L’Ape musicale

rivista di musica, arti, cultura

 

Fantasia familiare

Giorgio Minotti 

Per Emilia. Casa Chopin e la vocazione per la bellezza
Il mistero del Notturno op. 72 

pp.156 - f.to cm. 15x21

ISBN 978-88-6540-142-2, 2015

Zecchini Editore, collana I Racconti della Musica 

Un pezzo giovanile con caratteristiche già mature, di cui non è stato rivenuto l'autografo, un numero di catalogo non corrispondente all'ordine cronologico, quasi si trattasse di un'appendice. La coincidenza fra l'anno di composizione e la morte dell'adorata sorella minore Emilia.

Tanto basta a suggerire a Giorgio Minotti la suggestione per un'interpretazione e una piccola fantasia familiare: il Notturno op. 72, n. 1 sarebbe stato scritto sull'onda dell'emozione per la scomparsa della sorellina nemmeno quindicenne, una chiave di lettura non dimostrabile, ovviamente, ma nemmeno peregrina o insostenibile.

Il 1827 fu un anno traumatico nella vita di Chopin, incrinò per sempre la serenità del nido familiare e, quale che fosse l'occasione precisa della composizione, è davvero difficile ammettere che il Notturno non rifletta in qualche modo questo dolore cruciale.

Da qui Giorgio Minotti dipana un filo sottile, fatto di ricordi personali e confidenze fra tre donne, le sorelle superstiti Ludwika e Izabela con la madre Justyna, al momento di prendere la decisione di includere o meno il Notturno negli inediti da inviare a Julian Fontana per la pubblicazione postuma. Dai fatti documentati e dai caratteri ricostruiti attraverso epistolari e testimonianze, si suggerisce l'aneddoto dell'ultimo dono alla sorellina, di un ritratto musicale custodito separatamente e segretamente da Ludwika e Justyna. E, con questo, si schizza l'intimità familiare, l'affetto, le risate che si mescolano al dolore, la tenerezza, l'amore per l'arte... Minotti cerca, fortunatamente, la via della leggerezza, della confidenza, evitando di fare del suo racconto una fantastoria alla moda. Semplicemente, rievoca la suggestione di un'ipotesi che scientificamente non si potrebbe dimostrare, fa della sua interpretazione un breve romanzo familiare.
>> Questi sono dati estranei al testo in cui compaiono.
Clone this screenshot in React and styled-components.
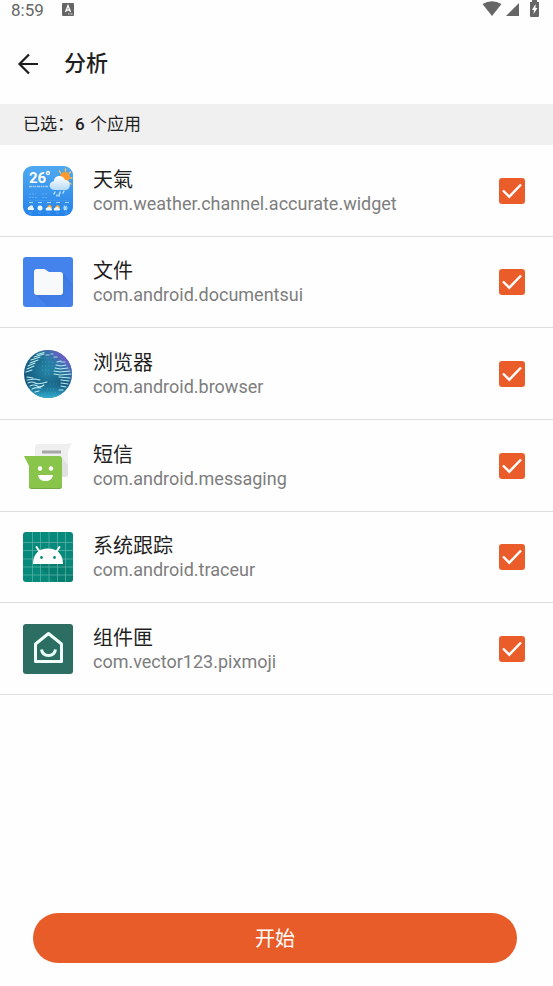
import React, { useState } from 'react';
import styled, { createGlobalStyle } from 'styled-components';

const GlobalStyle = createGlobalStyle`
  * { box-sizing: border-box; }
  body {
    margin: 0;
    background: #fefefe;
    color: #1f1f1f;
    font-family: Roboto, "Noto Sans CJK SC", sans-serif;
  }
`;

const Screen = styled.div`
  display: flex;
  flex-direction: column;
  min-height: 100vh;
`;

const StatusBar = styled.div`
  display: flex;
  align-items: center;
  height: 20px;
  padding: 0 13px 0 11px;
  color: #666;
  font-size: 17px;
  line-height: 20px;
`;

const InputBadge = styled.svg`
  width: 12px;
  height: 13px;
  margin: 0 auto 2px 18px;
`;

const StatusIcons = styled.svg`
  width: 58px;
  height: 18px;
  margin-bottom: 2px;
`;

const Header = styled.header`
  display: flex;
  align-items: center;
  gap: 24px;
  height: 84px;
  padding: 4px 16px 0;
`;

const BackButton = styled.button`
  display: flex;
  padding: 0;
  border: 0;
  background: none;
  color: #1c1c1c;
  cursor: pointer;
`;

const Title = styled.h1`
  margin: 0;
  font-size: 22px;
  font-weight: 500;
  line-height: 32px;
`;

const Summary = styled.div`
  padding: 0 23px;
  background: #f0f0f0;
  font-size: 17px;
  line-height: 41px;
`;

const Count = styled.strong`
  padding: 0 1px;
  font-weight: 500;
`;

const AppList = styled.ul`
  margin: 0;
  padding: 0;
  list-style: none;
`;

const AppItem = styled.li`
  height: 92px;
  border-bottom: 1px solid #dedede;

  &:nth-child(3n + 2) {
    height: 91px;
  }
`;

const AppLabel = styled.label`
  display: flex;
  align-items: center;
  height: 100%;
  padding: 0 28px 0 23px;
  cursor: pointer;
`;

const AppIcon = styled.svg`
  flex: none;
  width: 50px;
  height: 50px;
  margin-right: 20px;
`;

const AppText = styled.span`
  display: flex;
  flex-direction: column;
  flex: 1;
  min-width: 0;
`;

const AppName = styled.span`
  font-size: 20px;
  line-height: 26px;
`;

const PackageName = styled.span`
  color: #7d7d7d;
  font-size: 18px;
  line-height: 22px;
`;

const CheckFrame = styled.span`
  display: grid;
  flex: none;
  width: 26px;
  height: 26px;

  > * {
    grid-area: 1 / 1;
  }
`;

const Checkbox = styled.input`
  appearance: none;
  width: 26px;
  height: 26px;
  margin: 0;
  border: 2px solid #ea5d2a;
  border-radius: 3px;
  background: transparent;
  cursor: pointer;

  &:checked {
    background: #ea5d2a;
  }
`;

const Tick = styled.svg`
  width: 26px;
  height: 26px;
  pointer-events: none;
`;

const Footer = styled.footer`
  margin-top: auto;
  padding: 24px 36px 23px 33px;
`;

const StartButton = styled.button`
  display: block;
  width: 100%;
  height: 50px;
  padding: 0 0 2px;
  border: 0;
  border-radius: 25px;
  background: #e85c29;
  color: #fff;
  font-family: inherit;
  font-size: 20px;
  cursor: pointer;
`;

function WeatherArt() {
  return (
    <>
      <defs>
        <linearGradient id="sky" x1="0" y1="0" x2="0" y2="1">
          <stop offset="0" stopColor="#4fa9f0" />
          <stop offset="1" stopColor="#2583ea" />
        </linearGradient>
        <linearGradient id="cloud" x1="0" y1="0" x2="0" y2="1">
          <stop offset="0" stopColor="#fff" />
          <stop offset="1" stopColor="#b7dcfa" />
        </linearGradient>
      </defs>
      <rect width="50" height="50" rx="9" fill="url(#sky)" />
      <text x="6" y="17" fill="#fff" fontFamily="Roboto, sans-serif" fontSize="15" fontWeight="700">26</text>
      <circle cx="25" cy="7" r="1.5" fill="none" stroke="#fff" strokeWidth="1.3" />
      <path d="M6 20.5H25" stroke="#9dcdf8" strokeWidth="1.4" strokeDasharray="3 .6 1.3 .5 2 .7" />
      <g stroke="#ffc54a" strokeWidth="1.4" strokeLinecap="round">
        <path d="M36.500 5L37.500 7M42.500 3V5M47.500 6l-1.300 1.300M49 12h-1.500M46.500 17l1.500 1" />
      </g>
      <circle cx="42" cy="11" r="5" fill="#ff9a2c" />
      <path d="M32 24c-7 0-7-8-1-9 0-6 9-7 11-1 6-1 7 10 0 10z" fill="url(#cloud)" />
      <path d="M32 26l-1 2M37 26l-1 4M41 25l-1 2M34 29v1" stroke="#b6e0ff" strokeWidth="1.5" strokeLinecap="round" />
      <path d="M6 28H13M6 31.500H15M19 28H25M19 31.500H25" stroke="#6bb4f5" strokeWidth=".8" strokeDasharray="2 1" />
      <path d="M5 34.5H45" stroke="#4c9fee" strokeWidth=".6" />
      <path d="M6 36.5H46" stroke="#a9d4fb" strokeWidth="1" strokeDasharray="4 5" />
      <g fill="#ffad35">
        <circle cx="26.5" cy="41.2" r="2.2" />
        <circle cx="34.5" cy="41.4" r="2.2" />
      </g>
      <g fill="#edf8ff">
        <path d="M5 44c-1-3 1-3 2-4 2-2 4 1 3 2 2 0 1 3-1 2zM23 44.5c-1-3 1-3 2-3 2-1 3 0 3 1 2 0 1 2 0 2zM31 44.5c-1-2 1-3 2-3 2-1 3 0 3 1 2 0 1 2 0 2z" />
        <circle cx="17" cy="42" r="2.5" />
      </g>
      <path d="M39.8 42h5M41 39.8l2.5 4.4M43.5 39.8L41 44.2" stroke="#b8e3ff" strokeWidth="1.2" />
      <path d="M6 47H46" stroke="#5ba9f3" strokeWidth=".8" strokeDasharray="3 6" />
    </>
  );
}

function FilesArt() {
  return (
    <>
      <defs>
        <linearGradient id="folderShade" x1="0" y1="0" x2="1" y2="1">
          <stop offset="0" stopColor="#3067cc" />
          <stop offset="1" stopColor="#427fe9" />
        </linearGradient>
      </defs>
      <rect width="50" height="50" rx="3" fill="#4583ec" />
      <path d="M11 36l14 14h22q3 0 3-3V27L40 16z" fill="url(#folderShade)" opacity=".55" />
      <path d="M11 15q0-3 3-3h7q1 0 2 1l3 2h11q3 0 3 3v17q0 3-3 3H14q-3 0-3-3z" fill="#f8f9fa" />
    </>
  );
}

function GlobeArt() {
  return (
    <>
      <defs>
        <radialGradient id="ocean" cx=".48" cy=".42" r=".58">
          <stop offset="0" stopColor="#2686a7" />
          <stop offset=".65" stopColor="#196285" />
          <stop offset="1" stopColor="#164b75" />
        </radialGradient>
        <linearGradient id="rim" x1=".25" y1=".8" x2=".85" y2=".15">
          <stop offset=".55" stopColor="#26a3c4" stopOpacity="0" />
          <stop offset="1" stopColor="#735ac8" />
        </linearGradient>
        <linearGradient id="glow" x1="0" y1="0" x2="0" y2="1">
          <stop offset=".7" stopColor="#27a5c8" stopOpacity="0" />
          <stop offset="1" stopColor="#33b4d5" />
        </linearGradient>
      </defs>
      <circle cx="25" cy="25" r="24" fill="url(#ocean)" />
      <circle cx="25" cy="25" r="24" fill="url(#rim)" />
      <circle cx="25" cy="25" r="24" fill="url(#glow)" />
      <path d="M18 9H33M19 13H31M19 17H30M19 21H29M22 25H28M27 35H34M24 40H34M22 44H33" stroke="#5ac1d5" strokeDasharray="1 2.2" opacity=".5" />
      <g fill="none" stroke="#b9ebef" strokeWidth="1.1" strokeLinecap="round">
        <path d="M14 5.500l7-2M11 8l10-3M8 11l9-3M7 14l8-3M5 17l7-3M4 20l7-3M3 23l6-2" />
        <path d="M4 28l6 1M4 31l8-1 5 1M5 34q4-2 7 0t12-1M7 37q4-2 7 0t7-1M9 40q4-2 9-1M12 43l4-1" />
        <path d="M34 13l4-1M33 16l5 1 5-1M32 19l5 1 8-1M31 22l6 1 10-1M31 25l6 1 11-1M36 28l11 1M38 31l8 1M38 34l7 1M38 37l5 1M36 41l4 0" />
      </g>
      <path d="M23 6h3M31 8h3M28 5h2M38 13h4" stroke="#b8cfec" strokeWidth="1.2" strokeLinecap="round" />
    </>
  );
}

function MessagingArt() {
  return (
    <>
      <path d="M15 3H42L49 2 45 10V33q0 3-3 3H15q-3 0-3-3V6q0-3 3-3z" fill="#efefef" />
      <path d="M38 16L45 24v9q0 3-3 3h-4z" fill="#e1e1e1" />
      <path d="M19 11H38" stroke="#a7a7a7" strokeWidth="3" />
      <path d="M1 15H36q3 0 3 3V45q0 3-3 3H9q-3 0-3-3V25z" fill="#89c54b" />
      <path d="M6 44q0 3 3 3h27q3 0 3-3v1q0 3-3 3H9q-3 0-3-3z" fill="#75ab42" />
      <g fill="#fff">
        <circle cx="17" cy="27.5" r="2.2" />
        <circle cx="28" cy="27.5" r="2.2" />
        <path d="M15 34H30q-1 6-7.5 6T15 34z" />
      </g>
    </>
  );
}

function TraceArt() {
  return (
    <>
      <rect width="50" height="50" rx="3" fill="#07897b" />
      <path d="M14 32l18 18h15q3 0 3-3V42L40 27z" fill="#057568" opacity=".55" />
      <path d="M9.5 0V50M17.5 0V50M26 0V50M34.5 0V50M42.5 0V50M0 10.5H50M0 18.5H50M0 27H50M0 35H50M0 43H50" stroke="#66b6ac" strokeWidth=".7" />
      <path d="M10 32C10 22 16 16.500 25 16.500S40 22 40 32z" fill="#fff" />
      <path d="M13.500 15l4 6M36.500 15l-4 6" stroke="#fff" strokeWidth="2" strokeLinecap="round" />
      <circle cx="18.500" cy="25.500" r="1.400" fill="#07897b" />
      <circle cx="31.500" cy="25.500" r="1.400" fill="#07897b" />
    </>
  );
}

function HouseArt() {
  return (
    <>
      <rect width="50" height="50" rx="3" fill="#2c6e61" />
      <path d="M12.500 20L25.500 9.500 38.500 20V37.500H12.500z" fill="none" stroke="#f1fffb" strokeWidth="3" strokeLinejoin="round" />
      <path d="M18.500 25.500q1 6 7 6t7-6" fill="none" stroke="#e9fff7" strokeWidth="3" />
    </>
  );
}

const apps = [
  { name: '天氣', id: 'com.weather.channel.accurate.widget', Art: WeatherArt },
  { name: '文件', id: 'com.android.documentsui', Art: FilesArt },
  { name: '浏览器', id: 'com.android.browser', Art: GlobeArt },
  { name: '短信', id: 'com.android.messaging', Art: MessagingArt },
  { name: '系统跟踪', id: 'com.android.traceur', Art: TraceArt },
  { name: '组件匣', id: 'com.vector123.pixmoji', Art: HouseArt },
];

export default function App() {
  const [selected, setSelected] = useState(apps.map((app) => app.id));
  const toggle = (id) =>
    setSelected((current) =>
      current.includes(id) ? current.filter((item) => item !== id) : [...current, id]
    );

  return (
    <Screen>
      <GlobalStyle />
      <StatusBar>
        <span>8:59</span>
        <InputBadge viewBox="0 0 12 13" aria-hidden="true">
          <rect width="12" height="13" rx="1" fill="#666" />
          <path d="M3.500 9L6 2.500 8.500 9M4.500 7H7.500" fill="none" stroke="#fff" strokeWidth="1.300" />
          <path d="M6 11H11" stroke="#ddd" strokeDasharray="1 .5" />
        </InputBadge>
        <StatusIcons viewBox="0 0 58 18" fill="#666" aria-hidden="true">
          <path d="M.5 4Q10-1.500 19.500 4L10 16z" />
          <path d="M37 3V16H24z" />
          <path d="M48 2h2V0h5v2h2v14q0 1-1 1h-7q-1 0-1-1z" />
          <path d="M53.500 4L50 10h2l-.5 4 4-6h-2z" fill="#fff" />
        </StatusIcons>
      </StatusBar>
      <Header>
        <BackButton type="button" aria-label="返回">
          <svg width="24" height="24" viewBox="0 0 24 24" fill="none" stroke="currentColor" strokeWidth="2.200" aria-hidden="true">
            <path d="M22 12H4M13 2.500L3.500 12 13 21.500" />
          </svg>
        </BackButton>
        <Title>分析</Title>
      </Header>
      <main>
        <Summary>
          已选：<Count>{selected.length}</Count> 个应用
        </Summary>
        <AppList>
          {apps.map(({ name, id, Art }) => (
            <AppItem key={id}>
              <AppLabel>
                <AppIcon viewBox="0 0 50 50" aria-hidden="true">
                  <Art />
                </AppIcon>
                <AppText>
                  <AppName>{name}</AppName>
                  <PackageName>{id}</PackageName>
                </AppText>
                <CheckFrame>
                  <Checkbox type="checkbox" checked={selected.includes(id)} onChange={() => toggle(id)} />
                  <Tick viewBox="0 0 26 26" fill="none" stroke="#fff" strokeWidth="2.400" aria-hidden="true">
                    <path d="M4 12.500L10.300 18.700 22 6.500" />
                  </Tick>
                </CheckFrame>
              </AppLabel>
            </AppItem>
          ))}
        </AppList>
      </main>
      <Footer>
        <StartButton type="button">开始</StartButton>
      </Footer>
    </Screen>
  );
}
E s'impegna per far sì che i dati biografici o le considerazioni estetiche non si appesantiscano troppo nella citazione o nella didascalia, curando anche di mescolare sempre la malinconia del ricordo con il sorriso dolce che il tempo fa riemergere dopo aver lenito le ferite. Ricerca anche una mimesi nella voce delle tre donne, per esempio rievocando una diffidenza moralista e astiosa da parte di Justyna nei confronti di George Sand poi smussata in privato da Ludwika e Izabela, che riconoscono un pizzico di gelosia da parte della madre nei confronti della donna più matura che in un certo senso aveva preso il suo posto nella vita del figlio a Parigi. Perché no? Tutto legittimo e plausibile, soprattutto fra la cattolicissima, quieta Varsavia e l'irrequieta libertà parigina.

Un libro scritto con passione e dedizione, con misura, soprattutto, senza travalicare i confini di un assunto che, per funzionare, deve essere e restare lieve. Giorgio Minotti non è un narratore di professione (e, purtroppo, ci sono taciuti altri dati biografici sull'autore) e non fa il passo più lungo della gamba, si ferma al momento giusto regalandoci pagine delicate e appassionate che si leggono in poche ore senza stancare o stuccare. E gli siamo grati.